SET PROBLEM: Look through the material and tally each line bearing the word "React". Give only the total.

Pages as source code:
• • • • •

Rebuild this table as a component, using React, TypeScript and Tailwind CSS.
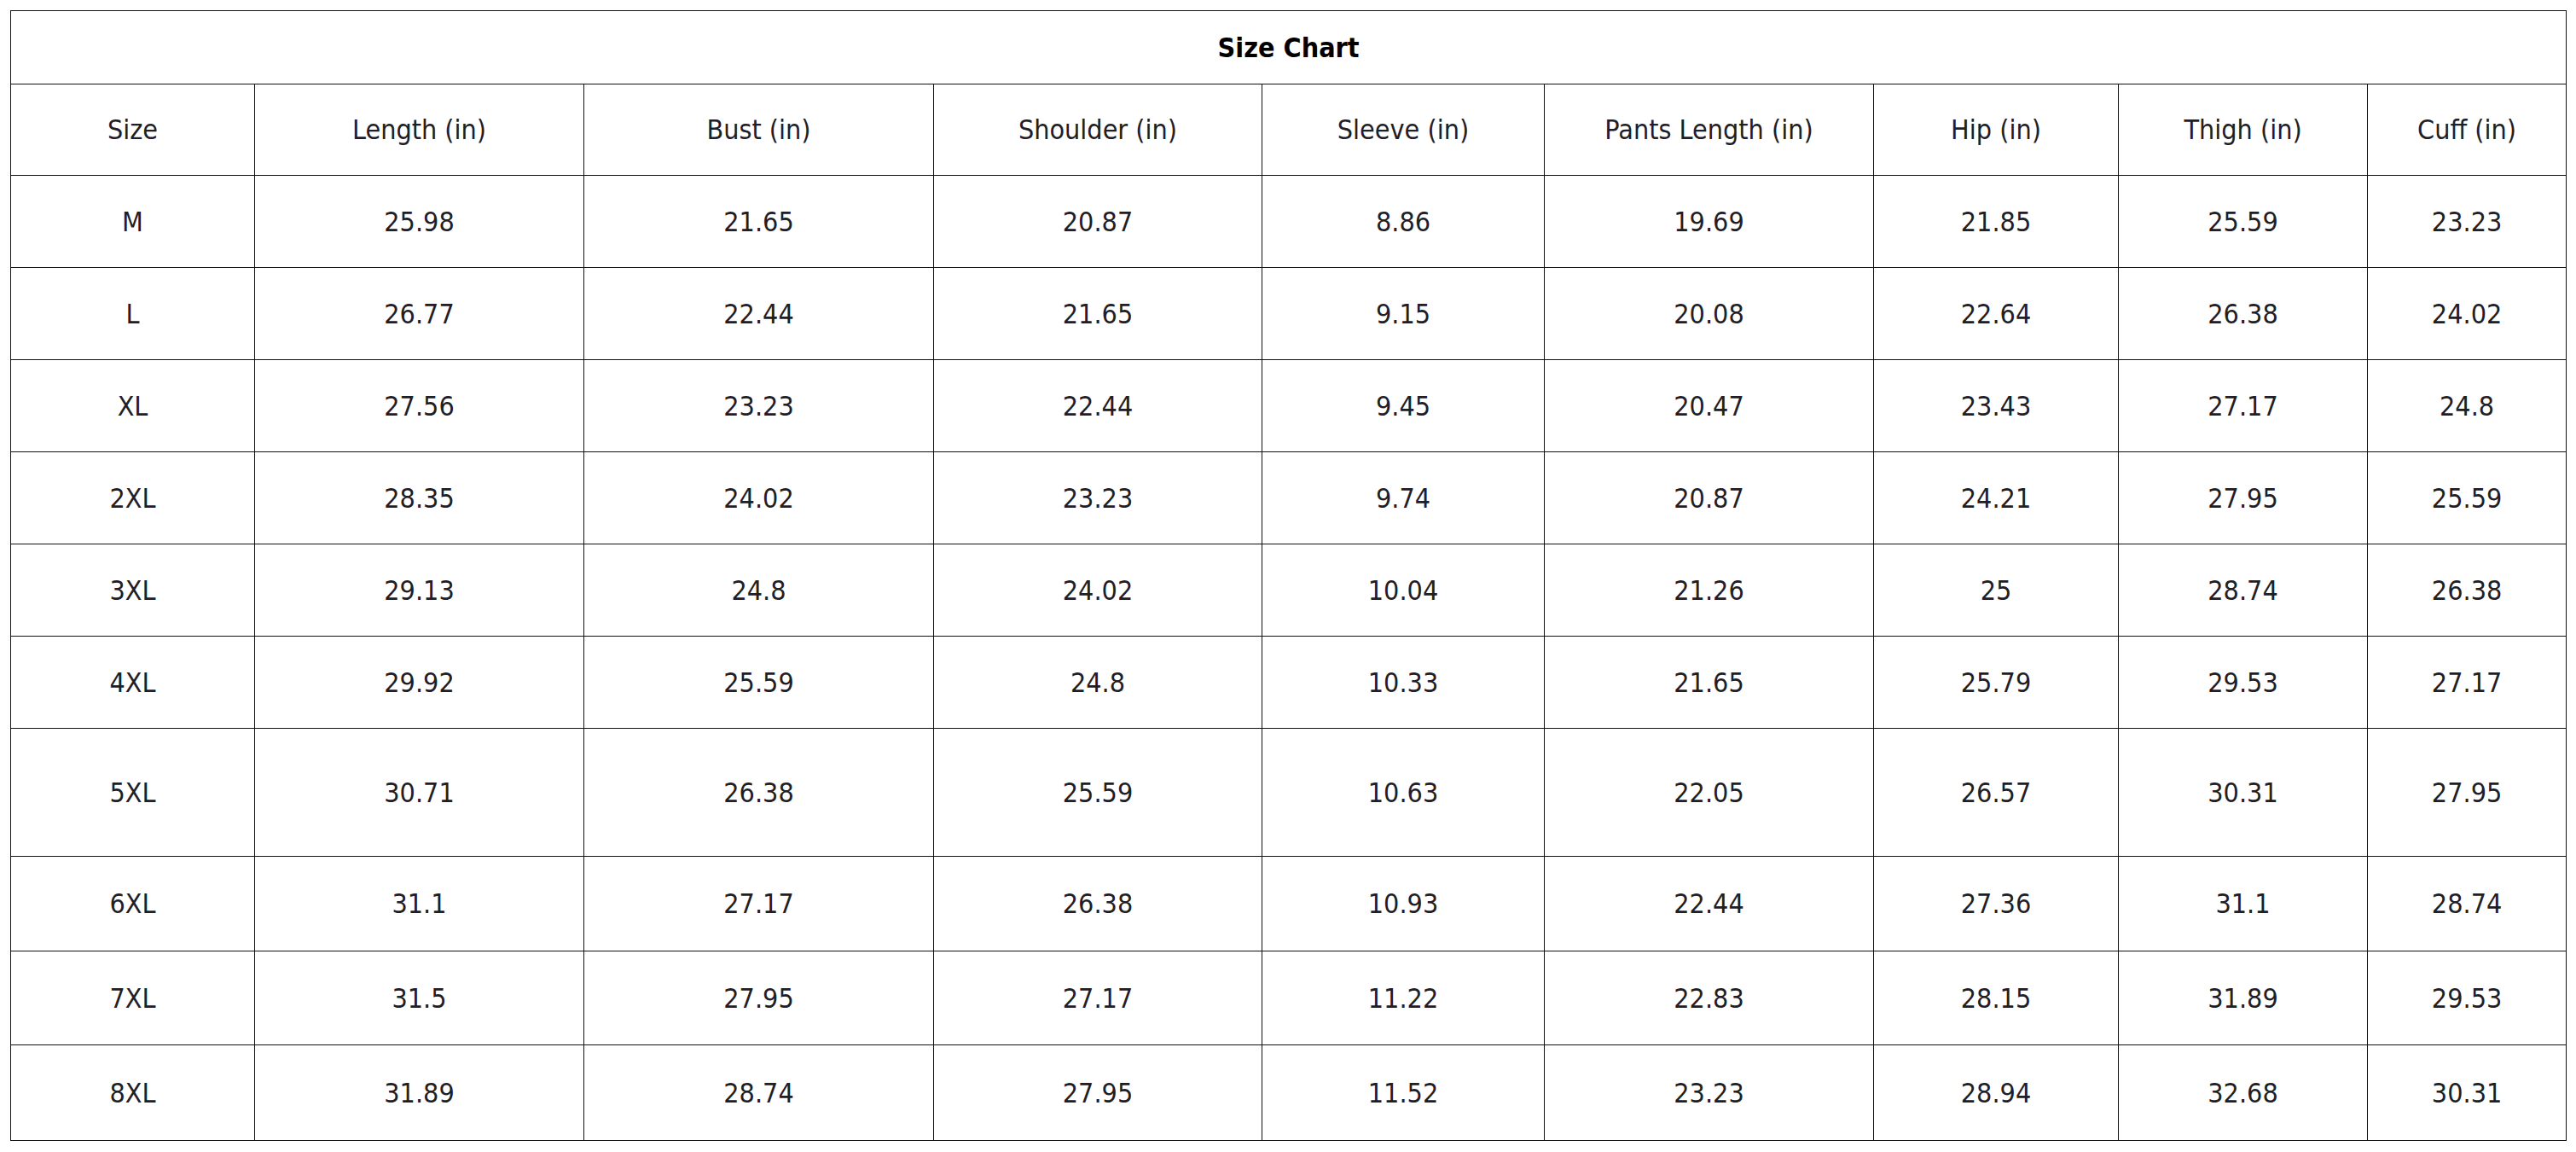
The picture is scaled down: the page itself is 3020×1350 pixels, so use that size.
const columns = [
  { label: "Size", width: "w-[286px]" },
  { label: "Length (in)", width: "w-[386px]" },
  { label: "Bust (in)", width: "w-[410px]" },
  { label: "Shoulder (in)", width: "w-[385px]" },
  { label: "Sleeve (in)", width: "w-[331px]" },
  { label: "Pants Length (in)", width: "w-[386px]" },
  { label: "Hip (in)", width: "w-[287px]" },
  { label: "Thigh (in)", width: "w-[292px]" },
  { label: "Cuff (in)", width: "w-[233px]" },
]

const rows: { cells: string[]; height: string }[] = [
  { cells: ["M", "25.98", "21.65", "20.87", "8.86", "19.69", "21.85", "25.59", "23.23"], height: "h-[108px]" },
  { cells: ["L", "26.77", "22.44", "21.65", "9.15", "20.08", "22.64", "26.38", "24.02"], height: "h-[108px]" },
  { cells: ["XL", "27.56", "23.23", "22.44", "9.45", "20.47", "23.43", "27.17", "24.8"], height: "h-[108px]" },
  { cells: ["2XL", "28.35", "24.02", "23.23", "9.74", "20.87", "24.21", "27.95", "25.59"], height: "h-[108px]" },
  { cells: ["3XL", "29.13", "24.8", "24.02", "10.04", "21.26", "25", "28.74", "26.38"], height: "h-[108px]" },
  { cells: ["4XL", "29.92", "25.59", "24.8", "10.33", "21.65", "25.79", "29.53", "27.17"], height: "h-[108px]" },
  { cells: ["5XL", "30.71", "26.38", "25.59", "10.63", "22.05", "26.57", "30.31", "27.95"], height: "h-[150px]" },
  { cells: ["6XL", "31.1", "27.17", "26.38", "10.93", "22.44", "27.36", "31.1", "28.74"], height: "h-[111px]" },
  { cells: ["7XL", "31.5", "27.95", "27.17", "11.22", "22.83", "28.15", "31.89", "29.53"], height: "h-[110px]" },
  { cells: ["8XL", "31.89", "28.74", "27.95", "11.52", "23.23", "28.94", "32.68", "30.31"], height: "h-[112px]" },
]

export default function App() {
  return (
    <div className="min-h-screen bg-white p-[12px] font-['DejaVu_Sans_Condensed','DejaVu_Sans',sans-serif] text-[#1f2026]">
      <table className="w-full table-fixed border-collapse border border-[#111]">
        <colgroup>
          {columns.map((col) => (
            <col key={col.label} className={col.width} />
          ))}
        </colgroup>
        <thead>
          <tr className="h-[86px]">
            <th
              colSpan={columns.length}
              className="border border-[#111] text-center text-[32px] font-bold text-black"
            >
              Size Chart
            </th>
          </tr>
          <tr className="h-[107px]">
            {columns.map((col) => (
              <th
                key={col.label}
                className="border border-[#111] text-center text-[32px] font-normal"
              >
                {col.label}
              </th>
            ))}
          </tr>
        </thead>
        <tbody>
          {rows.map((row) => (
            <tr key={row.cells[0]} className={row.height}>
              {row.cells.map((cell, i) => (
                <td
                  key={i}
                  className="border border-[#111] text-center text-[32px]"
                >
                  {cell}
                </td>
              ))}
            </tr>
          ))}
        </tbody>
      </table>
    </div>
  )
}
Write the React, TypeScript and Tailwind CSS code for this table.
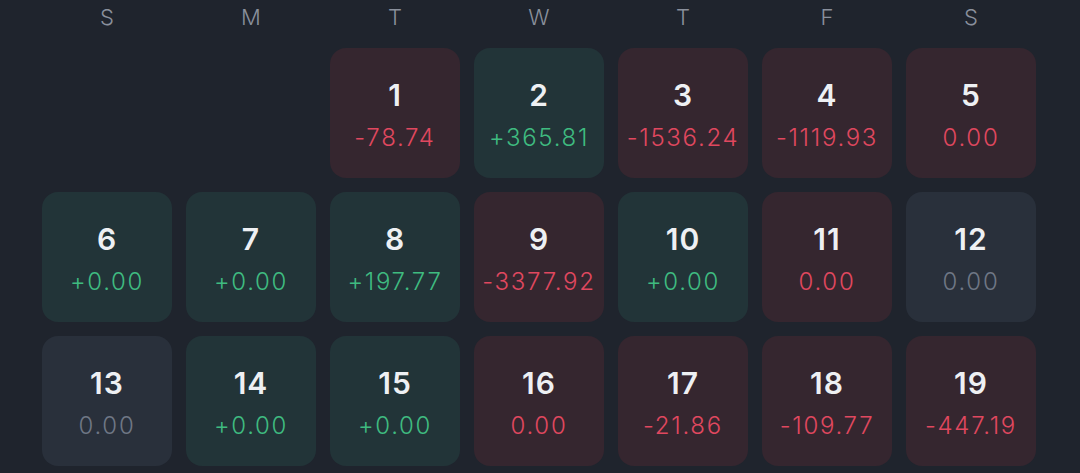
type Tone = "loss" | "gain" | "flat";

type Day = { day: number; value: string; tone: Tone } | null;

const week = ["S", "M", "T", "W", "T", "F", "S"];

const days: Day[] = [
  null,
  null,
  { day: 1, value: "-78.74", tone: "loss" },
  { day: 2, value: "+365.81", tone: "gain" },
  { day: 3, value: "-1536.24", tone: "loss" },
  { day: 4, value: "-1119.93", tone: "loss" },
  { day: 5, value: "0.00", tone: "loss" },
  { day: 6, value: "+0.00", tone: "gain" },
  { day: 7, value: "+0.00", tone: "gain" },
  { day: 8, value: "+197.77", tone: "gain" },
  { day: 9, value: "-3377.92", tone: "loss" },
  { day: 10, value: "+0.00", tone: "gain" },
  { day: 11, value: "0.00", tone: "loss" },
  { day: 12, value: "0.00", tone: "flat" },
  { day: 13, value: "0.00", tone: "flat" },
  { day: 14, value: "+0.00", tone: "gain" },
  { day: 15, value: "+0.00", tone: "gain" },
  { day: 16, value: "0.00", tone: "loss" },
  { day: 17, value: "-21.86", tone: "loss" },
  { day: 18, value: "-109.77", tone: "loss" },
  { day: 19, value: "-447.19", tone: "loss" },
];

const cellStyles: Record<Tone, string> = {
  loss: "bg-[#35262f] text-[#e0485f]",
  gain: "bg-[#223438] text-[#3fbb80]",
  flat: "bg-[#29303b] text-[#6f7785]",
};

export default function App() {
  return (
    <div
      className="h-[473px] w-[1080px] overflow-hidden bg-[#1f242d] pl-[42px] pr-[44px]"
      style={{ fontFamily: "Inter, 'Noto Sans', sans-serif" }}
    >
      <div className="grid grid-cols-7 gap-x-[14px]">
        {week.map((d, i) => (
          <div key={i} className="flex h-[34px] items-center justify-center text-[22px] font-light text-[#8a909c]">
            {d}
          </div>
        ))}
      </div>
      <div className="mt-[14px] grid grid-cols-7 gap-[14px]">
        {days.map((item, i) =>
          item ? (
            <div
              key={i}
              className={`flex h-[130px] flex-col items-center justify-center rounded-[16px] pt-[4px] ${cellStyles[item.tone]}`}
            >
              <div className="text-[30px] font-semibold leading-none tracking-[1px] text-[#eef0f3]">{item.day}</div>
              <div className="mt-[16px] text-[24px] font-light leading-none tracking-[1.7px]">{item.value}</div>
            </div>
          ) : (
            <div key={i} className="h-[130px]" />
          )
        )}
      </div>
    </div>
  );
}
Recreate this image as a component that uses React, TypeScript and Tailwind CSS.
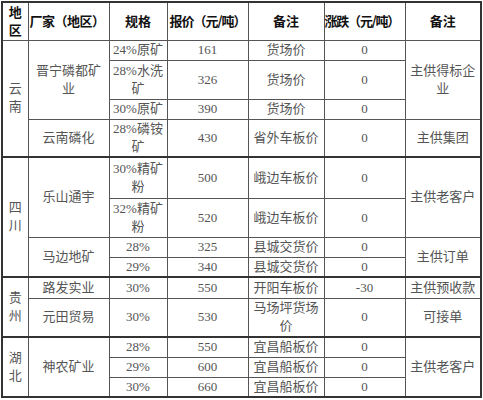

• • • • •

FINISHED ANSWER: 3